The total level of spending in the economy at any given price
What are the components of AD?
- Consumption
- Investment
- Government Spending
- Net Exports
AD formula
AD = C+I+G+(X-M)
What is Consumption?
- Consumer spending on goods and services
- It makes up about 60% of AD
What is investment?
- Spending by businesses on capital goods, such as new equipment and buildings as well as working capital
- Makes up about 15 - 20% of AD
- Mostly in the private sector
What is Government spending?
- Spending by the government on providing goods and services, generally public and merit goods, both on wages and salaries of public sector workers and on investment goods like new roads and schools
- Tends to be around 18-20% of GDP
What are Net Exports?
Exports minus imports
5% of AD
AD Curve
What are the four key reasons for the AD curve being downward sloping?
(As a rise in prices causes a fall in real GDP)
- Income effect
- Substitution effect
- Real balance effect
- Interest rate effect
Explain the income effect
- As a rise in prices is not matched straight away by a rise in income
- People have lower real incomes so can afford to buy less, leading to a contraction in demand
Explain the Substitution effect
- If prices in the UK rise
- Less foreigners will want to buy British exports and more UK residents will want to buy imported foreign goods because they are cheaper
- The rise in imports and fall of exports will decrease net exports so AD will contract
Explain real balance effect
- A rise in prices will mean that the amount people have saved up will no longer be worth as much and so will offer less security
- As a result, they will want to save more and so reduce their spending, causing a contraction in AD
Explain interest rate effect
- Rising prices mean firms have to pay their workers more and so there is higher demand for money
- If supply stays the same, then the ‘price of money’ i.e. interest rates will rise because of this higher demand
- Higher interest rates mean that more people will save and less will borrow
- Meaning businesses invest less, so AD will contract
A movement along the AD curve is caused by …..

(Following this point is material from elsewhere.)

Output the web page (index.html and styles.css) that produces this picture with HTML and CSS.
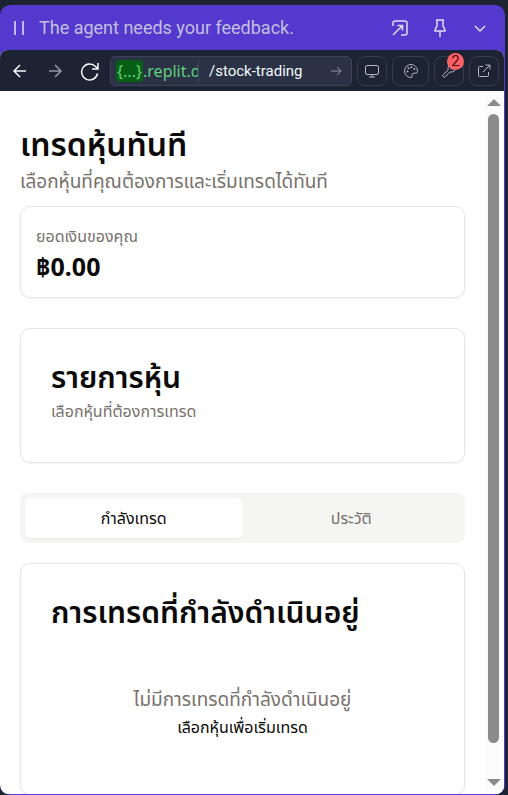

a change in prices caused by inflation or deflation
A shift of the AD curve is caused by a ….
change in any other variable
What is disposable income?
- The money consumers have left to spend
- After taxes have been taken away and state benefits have been added
What is Marginal Propensity to Consume (MPC)?
A measure of the proportion of an increase in income that a person or household is likely to spend on goods and services rather than save
What is the likely MPC of an average person?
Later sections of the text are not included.